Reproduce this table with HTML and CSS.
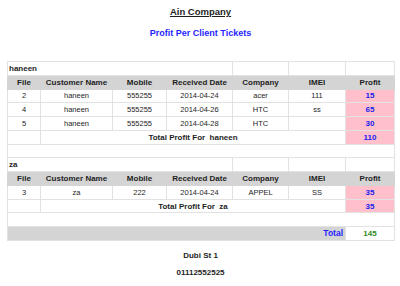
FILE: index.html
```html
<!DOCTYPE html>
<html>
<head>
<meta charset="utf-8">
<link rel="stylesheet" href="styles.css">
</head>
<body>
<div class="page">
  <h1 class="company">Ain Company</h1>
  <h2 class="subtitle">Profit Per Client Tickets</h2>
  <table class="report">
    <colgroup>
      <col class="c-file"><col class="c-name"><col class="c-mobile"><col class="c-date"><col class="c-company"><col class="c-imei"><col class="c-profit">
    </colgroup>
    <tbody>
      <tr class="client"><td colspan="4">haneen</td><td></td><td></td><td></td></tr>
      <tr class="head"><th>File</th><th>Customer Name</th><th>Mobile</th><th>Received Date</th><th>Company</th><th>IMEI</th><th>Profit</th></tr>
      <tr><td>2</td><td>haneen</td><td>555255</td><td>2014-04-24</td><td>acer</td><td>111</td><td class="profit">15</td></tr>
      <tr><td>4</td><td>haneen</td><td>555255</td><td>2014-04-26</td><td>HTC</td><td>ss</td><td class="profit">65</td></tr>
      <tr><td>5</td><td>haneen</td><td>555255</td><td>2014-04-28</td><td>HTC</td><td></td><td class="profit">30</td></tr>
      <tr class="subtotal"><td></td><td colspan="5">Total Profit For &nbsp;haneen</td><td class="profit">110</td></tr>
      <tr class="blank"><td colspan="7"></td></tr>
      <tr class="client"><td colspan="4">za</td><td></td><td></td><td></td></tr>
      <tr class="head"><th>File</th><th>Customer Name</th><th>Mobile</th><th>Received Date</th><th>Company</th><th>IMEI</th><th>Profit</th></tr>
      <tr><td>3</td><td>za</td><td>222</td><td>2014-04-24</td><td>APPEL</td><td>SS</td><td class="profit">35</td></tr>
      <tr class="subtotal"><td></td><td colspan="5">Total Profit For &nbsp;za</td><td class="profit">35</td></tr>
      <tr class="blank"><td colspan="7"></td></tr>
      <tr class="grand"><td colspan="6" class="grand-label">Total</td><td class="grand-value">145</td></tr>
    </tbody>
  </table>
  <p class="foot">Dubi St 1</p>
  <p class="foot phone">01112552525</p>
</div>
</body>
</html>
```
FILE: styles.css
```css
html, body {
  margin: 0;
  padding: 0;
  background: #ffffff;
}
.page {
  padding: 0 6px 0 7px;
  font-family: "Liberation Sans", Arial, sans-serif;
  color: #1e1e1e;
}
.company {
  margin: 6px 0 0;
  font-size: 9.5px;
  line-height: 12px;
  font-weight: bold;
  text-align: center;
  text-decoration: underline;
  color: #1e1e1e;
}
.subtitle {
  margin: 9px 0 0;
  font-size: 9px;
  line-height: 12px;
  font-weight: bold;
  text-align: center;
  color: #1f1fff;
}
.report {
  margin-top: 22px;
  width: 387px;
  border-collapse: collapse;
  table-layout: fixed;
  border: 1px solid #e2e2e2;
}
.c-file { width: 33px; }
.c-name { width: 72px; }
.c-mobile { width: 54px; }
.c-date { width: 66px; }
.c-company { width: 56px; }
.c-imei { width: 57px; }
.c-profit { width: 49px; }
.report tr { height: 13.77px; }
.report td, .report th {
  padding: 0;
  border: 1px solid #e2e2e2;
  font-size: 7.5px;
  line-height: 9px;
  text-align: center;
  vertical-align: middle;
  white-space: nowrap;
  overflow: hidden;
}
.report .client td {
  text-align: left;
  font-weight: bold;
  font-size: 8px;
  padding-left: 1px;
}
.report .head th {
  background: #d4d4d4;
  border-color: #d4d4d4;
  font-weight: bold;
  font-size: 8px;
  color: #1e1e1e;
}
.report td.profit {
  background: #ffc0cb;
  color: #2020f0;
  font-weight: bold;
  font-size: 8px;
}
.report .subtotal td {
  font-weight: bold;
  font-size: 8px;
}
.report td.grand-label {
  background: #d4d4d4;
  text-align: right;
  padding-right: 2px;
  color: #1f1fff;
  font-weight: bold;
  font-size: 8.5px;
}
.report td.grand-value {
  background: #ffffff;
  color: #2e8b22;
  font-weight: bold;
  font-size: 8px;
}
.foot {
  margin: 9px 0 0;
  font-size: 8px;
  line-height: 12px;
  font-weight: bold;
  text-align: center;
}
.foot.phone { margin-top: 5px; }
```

────────────────

#### WRITTEN EXERCISE
Quote the material exactly. Pictures stay out.

#### WRITTEN ANSWER
Reproduce this table with HTML and CSS.
FILE: index.html
```html
<!DOCTYPE html>
<html>
<head>
<meta charset="utf-8">
<link rel="stylesheet" href="styles.css">
</head>
<body>
<div class="page">
  <h1 class="company">Ain Company</h1>
  <h2 class="subtitle">Profit Per Client Tickets</h2>
  <table class="report">
    <colgroup>
      <col class="c-file"><col class="c-name"><col class="c-mobile"><col class="c-date"><col class="c-company"><col class="c-imei"><col class="c-profit">
    </colgroup>
    <tbody>
      <tr class="client"><td colspan="4">haneen</td><td></td><td></td><td></td></tr>
      <tr class="head"><th>File</th><th>Customer Name</th><th>Mobile</th><th>Received Date</th><th>Company</th><th>IMEI</th><th>Profit</th></tr>
      <tr><td>2</td><td>haneen</td><td>555255</td><td>2014-04-24</td><td>acer</td><td>111</td><td class="profit">15</td></tr>
      <tr><td>4</td><td>haneen</td><td>555255</td><td>2014-04-26</td><td>HTC</td><td>ss</td><td class="profit">65</td></tr>
      <tr><td>5</td><td>haneen</td><td>555255</td><td>2014-04-28</td><td>HTC</td><td></td><td class="profit">30</td></tr>
      <tr class="subtotal"><td></td><td colspan="5">Total Profit For &nbsp;haneen</td><td class="profit">110</td></tr>
      <tr class="blank"><td colspan="7"></td></tr>
      <tr class="client"><td colspan="4">za</td><td></td><td></td><td></td></tr>
      <tr class="head"><th>File</th><th>Customer Name</th><th>Mobile</th><th>Received Date</th><th>Company</th><th>IMEI</th><th>Profit</th></tr>
      <tr><td>3</td><td>za</td><td>222</td><td>2014-04-24</td><td>APPEL</td><td>SS</td><td class="profit">35</td></tr>
      <tr class="subtotal"><td></td><td colspan="5">Total Profit For &nbsp;za</td><td class="profit">35</td></tr>
      <tr class="blank"><td colspan="7"></td></tr>
      <tr class="grand"><td colspan="6" class="grand-label">Total</td><td class="grand-value">145</td></tr>
    </tbody>
  </table>
  <p class="foot">Dubi St 1</p>
  <p class="foot phone">01112552525</p>
</div>
</body>
</html>
```
FILE: styles.css
```css
html, body {
  margin: 0;
  padding: 0;
  background: #ffffff;
}
.page {
  padding: 0 6px 0 7px;
  font-family: "Liberation Sans", Arial, sans-serif;
  color: #1e1e1e;
}
.company {
  margin: 6px 0 0;
  font-size: 9.5px;
  line-height: 12px;
  font-weight: bold;
  text-align: center;
  text-decoration: underline;
  color: #1e1e1e;
}
.subtitle {
  margin: 9px 0 0;
  font-size: 9px;
  line-height: 12px;
  font-weight: bold;
  text-align: center;
  color: #1f1fff;
}
.report {
  margin-top: 22px;
  width: 387px;
  border-collapse: collapse;
  table-layout: fixed;
  border: 1px solid #e2e2e2;
}
.c-file { width: 33px; }
.c-name { width: 72px; }
.c-mobile { width: 54px; }
.c-date { width: 66px; }
.c-company { width: 56px; }
.c-imei { width: 57px; }
.c-profit { width: 49px; }
.report tr { height: 13.77px; }
.report td, .report th {
  padding: 0;
  border: 1px solid #e2e2e2;
  font-size: 7.5px;
  line-height: 9px;
  text-align: center;
  vertical-align: middle;
  white-space: nowrap;
  overflow: hidden;
}
.report .client td {
  text-align: left;
  font-weight: bold;
  font-size: 8px;
  padding-left: 1px;
}
.report .head th {
  background: #d4d4d4;
  border-color: #d4d4d4;
  font-weight: bold;
  font-size: 8px;
  color: #1e1e1e;
}
.report td.profit {
  background: #ffc0cb;
  color: #2020f0;
  font-weight: bold;
  font-size: 8px;
}
.report .subtotal td {
  font-weight: bold;
  font-size: 8px;
}
.report td.grand-label {
  background: #d4d4d4;
  text-align: right;
  padding-right: 2px;
  color: #1f1fff;
  font-weight: bold;
  font-size: 8.5px;
}
.report td.grand-value {
  background: #ffffff;
  color: #2e8b22;
  font-weight: bold;
  font-size: 8px;
}
.foot {
  margin: 9px 0 0;
  font-size: 8px;
  line-height: 12px;
  font-weight: bold;
  text-align: center;
}
.foot.phone { margin-top: 5px; }
```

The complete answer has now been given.